A modernização da sociedade não ajuda?

A questão é que a própria modernidade, embora resolva alguns problemas de exclusão, vai criando outros. Dou o exemplo da sociedade da informação. Hoje em dia, quem não tiver acesso à informação é infoexcluído e as pessoas com deficiência intelectual, ou grande parte delas, são pessoas com dificuldades de interpretação da informação e, tendencialmente, são arredadas deste mundo.

Por isso é que o lema deste ano é ‘Queremos voar’?

Também. O lema deste ano tem duas explicações. Primeiro está associado a um sonho que é o sonho da humanidade – voar – e, no sentido figurado, fala da concretização de sonhos, de voar para ir mais longe. Depois, está associado ao Ano Internacional do Turismo Acessível, que se celebra este ano, e que está relacionado com a necessidade de se criarem condições para que as pessoas com deficiência possam viajar sem dificuldades.

Além dos pirilampos, a campanha deste ano é acompanhada por um livro que é da sua autoria. É a sua primeira vez?

Nesta área sim. Há uns anos lançámos um livro e este ano decidimos voltar a fazê-lo, até porque ‘é de pequenino que se torce o pepino’. Resolvemos fazer um livro (‘Voar com o Pirilampo Mágico’) que conta a história de um menino com deficiência que tinha poucos amigos na escola devido às suas dificuldades e é quando encontra um pirilampo mágico que consegue voar, conhecer outras realidade e depois regressa à escola para mostrar a todos o seu valor. E consegue ser aceite!

Se as crianças crescerem com ideias solidárias teremos, mais tarde, cidadãos que naturalmente assumem isso como um compromisso Como surgiu a ideia para a história do livro?

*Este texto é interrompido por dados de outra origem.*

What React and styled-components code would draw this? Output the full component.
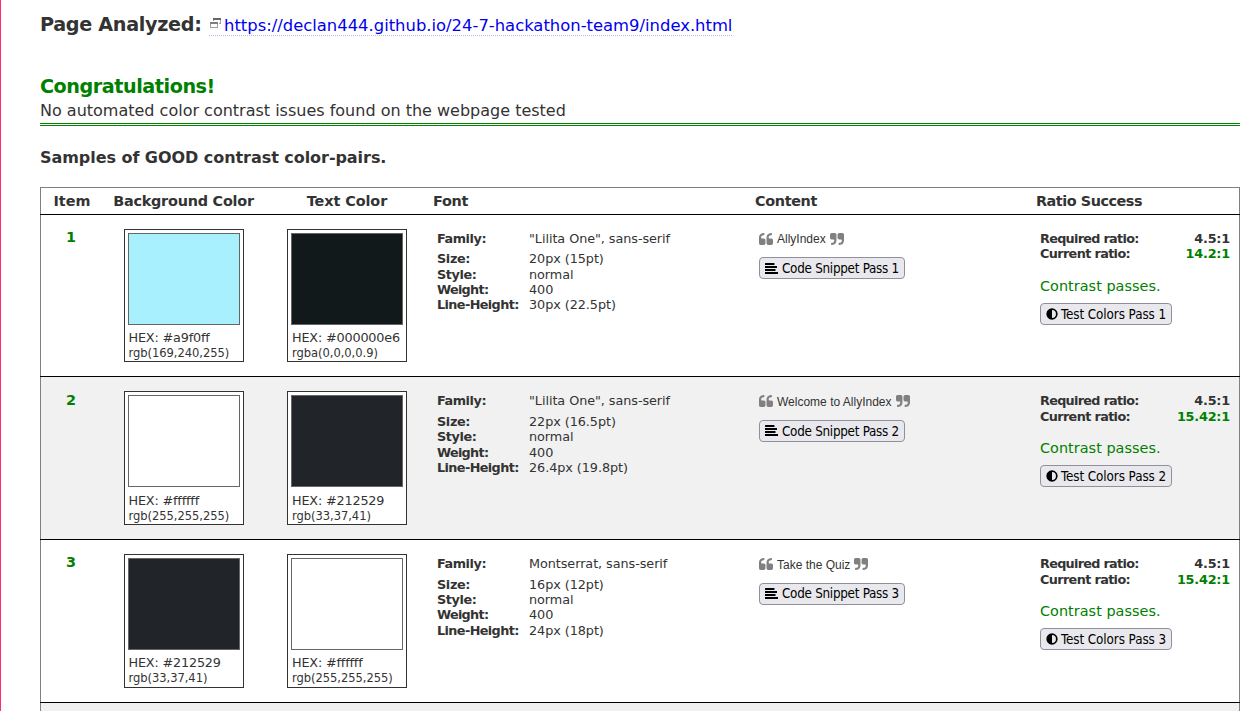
import React from 'react';
import styled, { createGlobalStyle } from 'styled-components';

const Global = createGlobalStyle`
  * { box-sizing: border-box; }
  html, body { margin: 0; background: #fff; overflow: hidden; }
  body { font-family: "DejaVu Sans", Verdana, sans-serif; color: #333; font-size: 16px; }
`;

const Page = styled.main`
  height: 711px;
  overflow: hidden;
  border-left: 1px solid #ff2b77;
  padding: 12px 15px 0 39px;
`;

const Track = styled.span`
  letter-spacing: ${(p) => p.$ls || 0}px;
`;

const Analyzed = styled.div`
  display: flex;
  align-items: flex-start;
  height: 24px;
  margin-bottom: 39px;
`;

const AnalyzedLabel = styled.h2`
  margin: 0;
  padding-top: 1px;
  width: 169px;
  font-size: 19.2px;
  line-height: 24px;
  letter-spacing: -0.32px;
`;

const PageLink = styled.a`
  display: flex;
  align-items: flex-start;
  gap: 3px;
  height: 20px;
  margin-top: 4px;
  color: #0000ee;
  font-size: 16.4px;
  line-height: 19px;
  text-decoration: none;
  border-bottom: 1px dotted #b9b9e6;
`;

const WindowIcon = styled.svg`
  display: block;
  width: 12px;
  height: 10px;
  margin-top: 2px;
`;

const Congrats = styled.h2`
  margin: 0;
  color: #008000;
  font-size: 19.2px;
  line-height: 24px;
  letter-spacing: -0.46px;
`;

const Summary = styled.p`
  margin: 0;
  height: 27px;
  padding-top: 2px;
  line-height: 20px;
  border-bottom: 3px double #008000;
`;

const SamplesTitle = styled.h3`
  margin: 22px 0 19px;
  font-size: 16px;
  line-height: 20px;
  letter-spacing: -0.05px;
`;

const Table = styled.section`
  border: 1px solid #808080;
  height: 620px;
`;

const Columns = styled.div`
  display: grid;
  grid-template-columns: 60px 165px 162px 322px 281px 1fr;
`;

const HeadRow = styled(Columns)`
  height: 25.7px;
  font-size: 14.4px;
  font-weight: bold;
  line-height: 26px;
`;

const HeadCell = styled.div`
  padding: 0 5px;
  text-align: ${(p) => (p.$center ? 'center' : 'left')};
  white-space: nowrap;
  letter-spacing: ${(p) => p.$ls || 0}px;
`;

const ItemHeadCell = styled(HeadCell)`
  padding: 0 4px 0 6px;
`;

const Divider = styled.div`
  height: 1px;
  margin: 0 -1px;
  background: #000;
`;

const Row = styled(Columns)`
  height: 161.67px;
  padding-top: 14px;
  background: ${(p) => (p.$shaded ? '#f1f1f1' : '#fff')};
`;

const ItemNumber = styled.div`
  padding-top: 0.35px;
  color: #008000;
  font-size: 14.4px;
  font-weight: bold;
  line-height: 17.3px;
  text-align: center;
`;

const SwatchBox = styled.div`
  justify-self: center;
  width: 120px;
  height: 133.7px;
  padding: 3px;
  border: 1px solid #333;
  background: #fff;
`;

const Swatch = styled.div`
  height: 92px;
  border: 1px solid #666;
  background: ${(p) => p.$color};
`;

const Hex = styled.div`
  padding: 5.2px 0 0 1px;
  font-size: 12.8px;
  line-height: 15.36px;
  white-space: nowrap;
  letter-spacing: -0.18px;
`;

const Rgb = styled.div`
  padding: 0.7px 0 0 1px;
  font-size: 11.52px;
  line-height: 15.4px;
  white-space: nowrap;
  letter-spacing: -0.04px;
`;

const FontList = styled.dl`
  display: grid;
  grid-template-columns: 92px 1fr;
  grid-template-rows: 20.36px;
  grid-auto-rows: 15.36px;
  margin: 0;
  padding: 2.15px 0 0 9px;
  font-size: 12.8px;
  line-height: 15.36px;
`;

const Term = styled.dt`
  font-weight: bold;
  letter-spacing: ${(p) => p.$ls}px;
`;

const Value = styled.dd`
  margin: 0;
  letter-spacing: -0.06px;
`;

const ContentCell = styled.div`
  padding: 2px 0 0 9px;
`;

const Quote = styled.div`
  display: flex;
  align-items: center;
  gap: 4px;
  height: 16px;
  margin-bottom: 10.6px;
  font: 12px/16px "Liberation Sans", Arial, sans-serif;
`;

const QuoteText = styled.span`
  padding-top: 1px;
`;

const QuoteMark = styled.svg`
  display: block;
  flex: none;
  width: 14px;
  height: 12px;
  fill: #808080;
`;

const Button = styled.button`
  display: flex;
  align-items: center;
  justify-content: flex-start;
  gap: ${(p) => p.$gap}px;
  width: ${(p) => p.$width}px;
  height: 22px;
  margin: 0;
  padding: 0 5px;
  border: 1px solid #8f8f9d;
  border-radius: 4px;
  background: #e9e9ed;
  color: #000;
  font: 13.33px/20px "DejaVu Sans Condensed", "DejaVu Sans", Tahoma, sans-serif;
  letter-spacing: ${(p) => p.$ls}px;
  white-space: nowrap;
  svg { flex: none; display: block; }
`;

const ButtonLabel = styled.span`
  padding-top: 1.6px;
`;

const TestButton = styled(Button)`
  padding-left: 4.5px;
`;

const RatioCell = styled.div`
  padding: 2.15px 9px 0 9px;
`;

const RatioLine = styled.div`
  display: flex;
  justify-content: space-between;
  font-size: 12.8px;
  font-weight: bold;
  line-height: 15.36px;
  color: #333;
`;

const RatioValue = styled.span`
  letter-spacing: -0.2px;
  color: ${(p) => (p.$good ? '#008000' : 'inherit')};
`;

const Passes = styled.p`
  margin: 15.1px 0 8.2px;
  color: #008000;
  font-size: 14.4px;
  line-height: 18px;
  letter-spacing: 0.04px;
`;

const AlignIcon = () => (
  <svg width="13" height="11" viewBox="0 0 13 11">
    <path d="M.5 0h8.5q.5 0 .5.5v1q0 .5-.5.5H.5Q0 2 0 1.500v-1Q0 0 .5 0zM0 3h12v2H0zM0 6h10.500v2H0zM0 9h13v2H0z" />
  </svg>
);

const ContrastIcon = () => (
  <svg width="12" height="12" viewBox="0 0 12 12">
    <circle cx="6" cy="6" r="4.8" fill="none" stroke="#000" strokeWidth="1.7" />
    <path d="M6 1a5 5 0 0 0 0 10z" />
  </svg>
);

const OPEN_MARK = 'M768 960v384q0 80-56 136t-136 56h-384q-80 0-136-56t-56-136v-704q0-104 40.5-198.5t109.5-163.5 163.5-109.5 198.5-40.5h64q26 0 45 19t19 45v128q0 26-19 45t-45 19h-64q-106 0-181 75t-75 181v32q0 40 28 68t68 28h224q80 0 136 56t56 136z';
const CLOSE_MARK = 'M768 320v704q0 104-40.5 198.5t-109.5 163.5-163.5 109.5-198.5 40.5h-64q-26 0-45-19t-19-45v-128q0-26 19-45t45-19h64q106 0 181-75t75-181v-32q0-40-28-68t-68-28h-224q-80 0-136-56t-56-136v-384q0-80 56-136t136-56h384q80 0 136 56t56 136z';

const Mark = ({ path }) => (
  <QuoteMark viewBox="0 128 1664 1408">
    <path d={path} />
    <path d={path} transform="translate(896 0)" />
  </QuoteMark>
);

const rows = [
  {
    bg: ['#a9f0ff', '#a9f0ff', 'rgb(169,240,255)'],
    fg: ['#11191a', '#000000e6', 'rgba(0,0,0,0.9)'],
    family: '"Lilita One", sans-serif', size: '20px (15pt)', lineHeight: '30px (22.5pt)',
    text: 'AllyIndex', ratio: '14.2:1',
  },
  {
    bg: ['#ffffff', '#ffffff', 'rgb(255,255,255)'],
    fg: ['#212529', '#212529', 'rgb(33,37,41)'],
    family: '"Lilita One", sans-serif', size: '22px (16.5pt)', lineHeight: '26.4px (19.8pt)',
    text: 'Welcome to AllyIndex', ratio: '15.42:1',
  },
  {
    bg: ['#212529', '#212529', 'rgb(33,37,41)'],
    fg: ['#ffffff', '#ffffff', 'rgb(255,255,255)'],
    family: 'Montserrat, sans-serif', size: '16px (12pt)', lineHeight: '24px (18pt)',
    text: 'Take the Quiz', ratio: '15.42:1',
  },
];

const ColorSample = ({ sample: [color, hex, rgb] }) => (
  <SwatchBox>
    <Swatch $color={color} />
    <Hex>HEX: {hex}</Hex>
    <Rgb>{rgb}</Rgb>
  </SwatchBox>
);

const SampleRow = ({ row, n }) => (
  <>
    <Row $shaded={n % 2 === 0}>
      <ItemNumber>{n}</ItemNumber>
      <ColorSample sample={row.bg} />
      <ColorSample sample={row.fg} />
      <FontList>
        <Term $ls={-0.45}>Family:</Term><Value>{row.family}</Value>
        <Term $ls={-0.35}>Size:</Term><Value>{row.size}</Value>
        <Term $ls={-0.4}>Style:</Term><Value>normal</Value>
        <Term $ls={-0.7}>Weight:</Term><Value>400</Value>
        <Term $ls={-0.6}>Line-Height:</Term><Value>{row.lineHeight}</Value>
      </FontList>
      <ContentCell>
        <Quote>
          <Mark path={OPEN_MARK} />
          <QuoteText>{row.text}</QuoteText>
          <Mark path={CLOSE_MARK} />
        </Quote>
        <Button $width={146} $gap={4} $ls={-0.27}>
          <AlignIcon /><ButtonLabel>Code Snippet Pass {n}</ButtonLabel>
        </Button>
      </ContentCell>
      <RatioCell>
        <RatioLine><Track $ls={-0.7}>Required ratio:</Track><RatioValue>4.5:1</RatioValue></RatioLine>
        <RatioLine><Track $ls={-0.63}>Current ratio:</Track><RatioValue $good>{row.ratio}</RatioValue></RatioLine>
        <Passes>Contrast passes.</Passes>
        <TestButton $width={132} $gap={3.5} $ls={-0.08}>
          <ContrastIcon /><ButtonLabel>Test Colors Pass {n}</ButtonLabel>
        </TestButton>
      </RatioCell>
    </Row>
    <Divider />
  </>
);

export default function App() {
  return (
    <Page>
      <Global />
      <Analyzed>
        <AnalyzedLabel>Page Analyzed:</AnalyzedLabel>
        <PageLink href="#">
          <WindowIcon viewBox="0 0 12 10" shapeRendering="crispEdges">
            <path d="M4 2h1v1H4zM11 2h1v4h-1zM10 5h1v1h-1z" fill="#a0a0a0" />
            <path d="M4 0h8v2H4z" fill="#666" />
            <path d="M1 5h1v5H1zM8 5h1v5H8zM2 9h6v1H2z" fill="#a0a0a0" />
            <path d="M1 4h8v2H1z" fill="#808080" />
          </WindowIcon>
          https://declan444.github.io/24-7-hackathon-team9/index.html
        </PageLink>
      </Analyzed>
      <Congrats>Congratulations!</Congrats>
      <Summary>No automated color contrast issues found on the webpage tested</Summary>
      <SamplesTitle>Samples of GOOD contrast color-pairs.</SamplesTitle>
      <Table>
        <HeadRow>
          <ItemHeadCell $center>Item</ItemHeadCell>
          <HeadCell $center $ls={-0.22}>Background Color</HeadCell>
          <HeadCell $center $ls={-0.08}>Text Color</HeadCell>
          <HeadCell $ls={-0.3}>Font</HeadCell>
          <HeadCell $ls={-0.35}>Content</HeadCell>
          <HeadCell $ls={-0.46}>Ratio Success</HeadCell>
        </HeadRow>
        <Divider />
        {rows.map((row, i) => <SampleRow key={i} row={row} n={i + 1} />)}
        <Row $shaded />
      </Table>
    </Page>
  );
}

Surgiu a partir de uma história que contei às minhas netas. Depois contei aos meus colegas e achou-se por bem escrever um livro. Se as crianças crescerem com ideias solidárias e de igualdade de oportunidades teremos, mais tarde, cidadãos que naturalmente assumem isso como um compromisso de cidadania e é isso que pretendemos.